Cette confiscation de la révolution par une caste militariste, au nom d’une légitimité historique qu’elle ne cesse de revendiquer, constitue le drame de l’Algérie moderne. Depuis l’indépendance, les véritables artisans de la libération ont été marginalisés, oubliés, tandis que leur mémoire est exploitée sans vergogne par ceux qui, loin de poursuivre leur œuvre, l’ont trahie en accaparant le pouvoir. Sous la rhétorique révolutionnaire se cache un régime figé, hermétique aux aspirations populaires, où toute tentative de démocratisation est systématiquement réprimée. Les révolutions sont des moments d’espoir et d’élan collectif, mais celle de l’Algérie a été prise en otage, transformée en un simple prétexte pour justifier la pérennité d’un régime autoritaire.
Aujourd’hui, soixante-dix ans après le déclenchement de la révolution, il est temps pour l’Algérie de rompre les chaînes de cette emprise militariste, de réévaluer le sens véritable de cette lutte historique. Le peuple algérien doit se réapproprier l’héritage de la révolution, non comme un fétiche de la gloire passée, mais comme un appel pressant à la justice sociale, à la démocratie et à la liberté. La nation ne peut continuer à être prisonnière d’une caste qui détourne son histoire pour maintenir son pouvoir personnel. Il est impératif que les réformes deviennent une réalité et non plus un simple mirage, et que le peuple algérien soit enfin libéré de ce carcan imposé par ceux qui prétendent être les défenseurs de la mémoire révolutionnaire.

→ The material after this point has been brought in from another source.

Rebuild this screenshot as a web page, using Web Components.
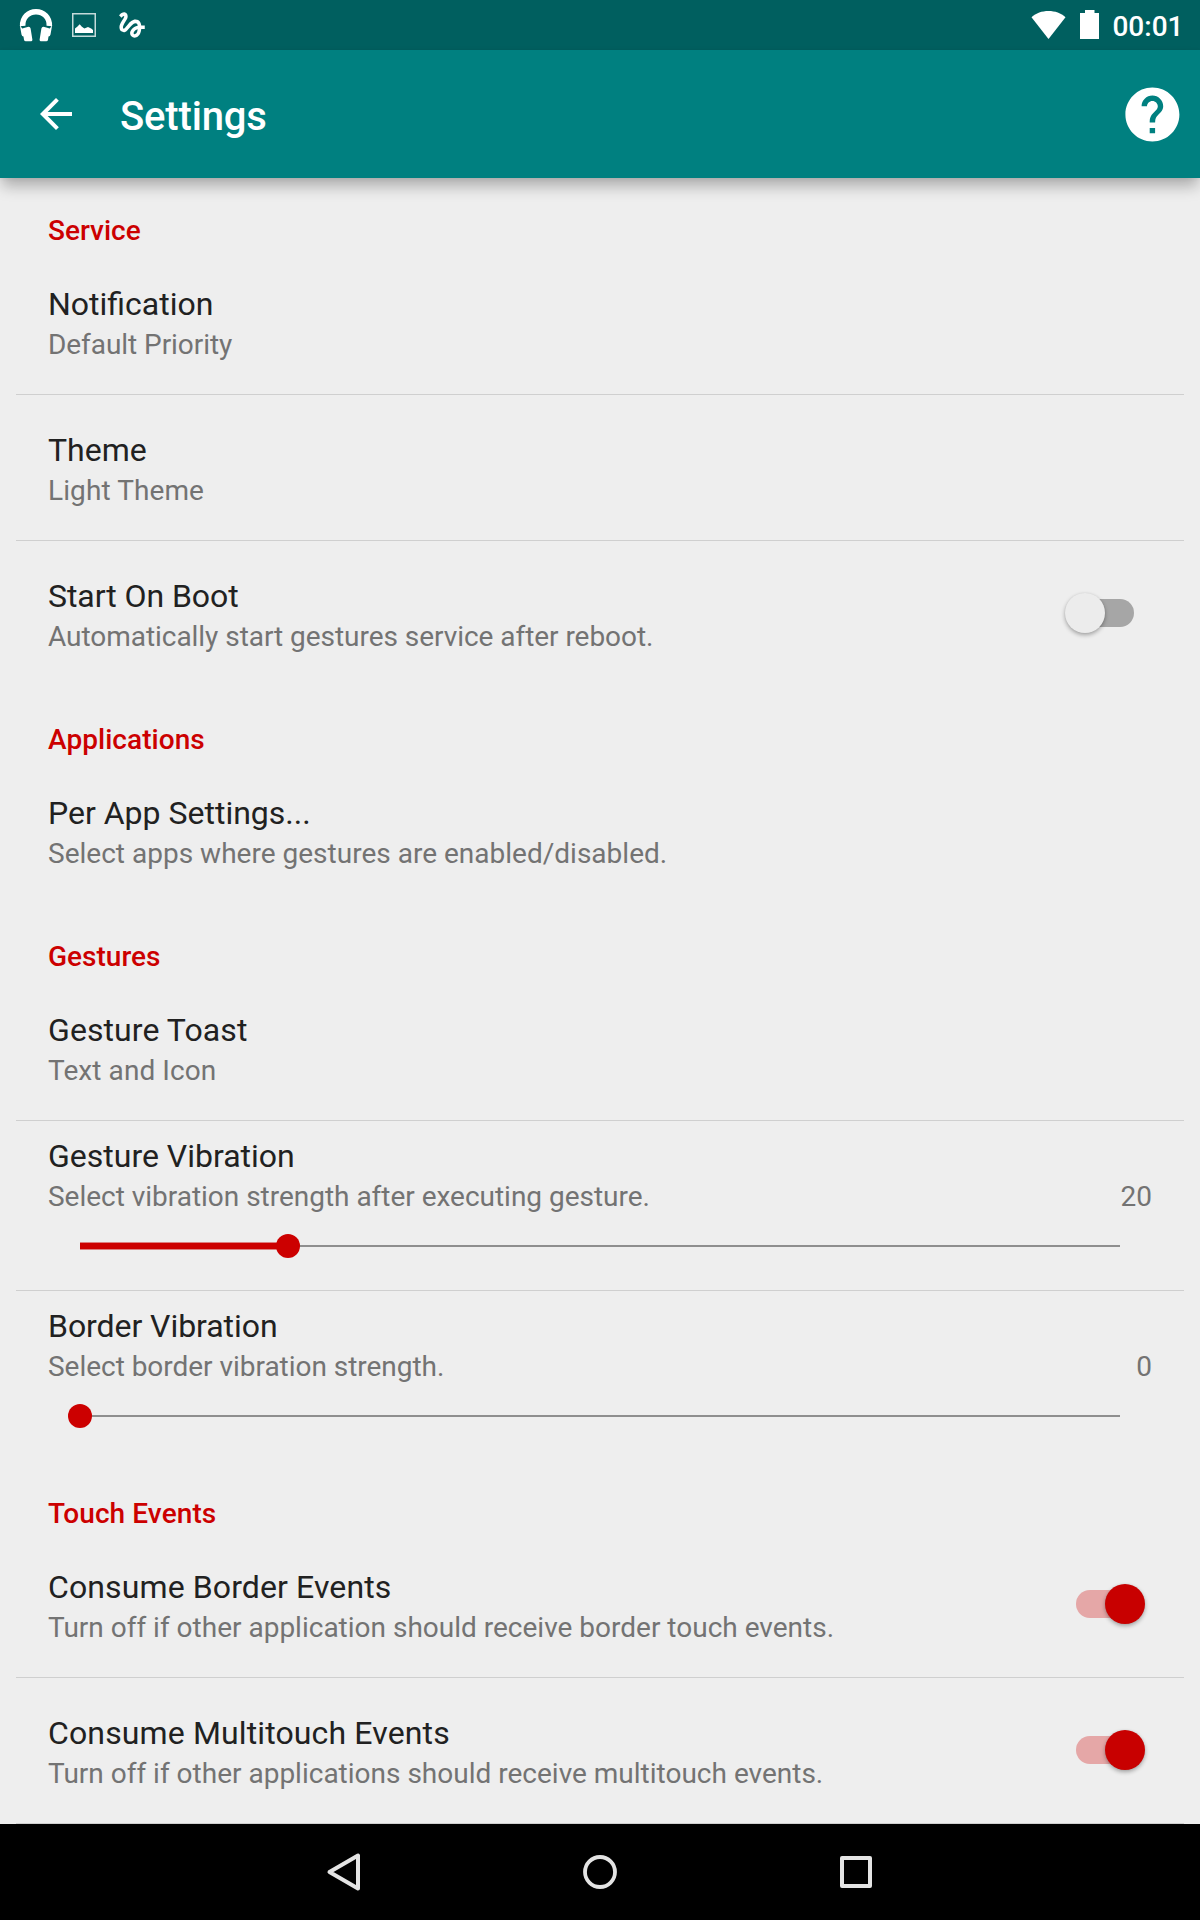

Ainsi, l’Algérie se trouve à la croisée des chemins : soit elle continue à sombrer dans les ténèbres d’un autoritarisme militariste, soit elle s’élève vers l’accomplissement des véritables idéaux de la révolution, ceux de la liberté, de la justice et de la démocratie. Il est temps de rendre à la révolution algérienne son sens originel, non pas en tant qu’outil de répression, mais comme l’étendard d’un peuple en quête de son propre destin.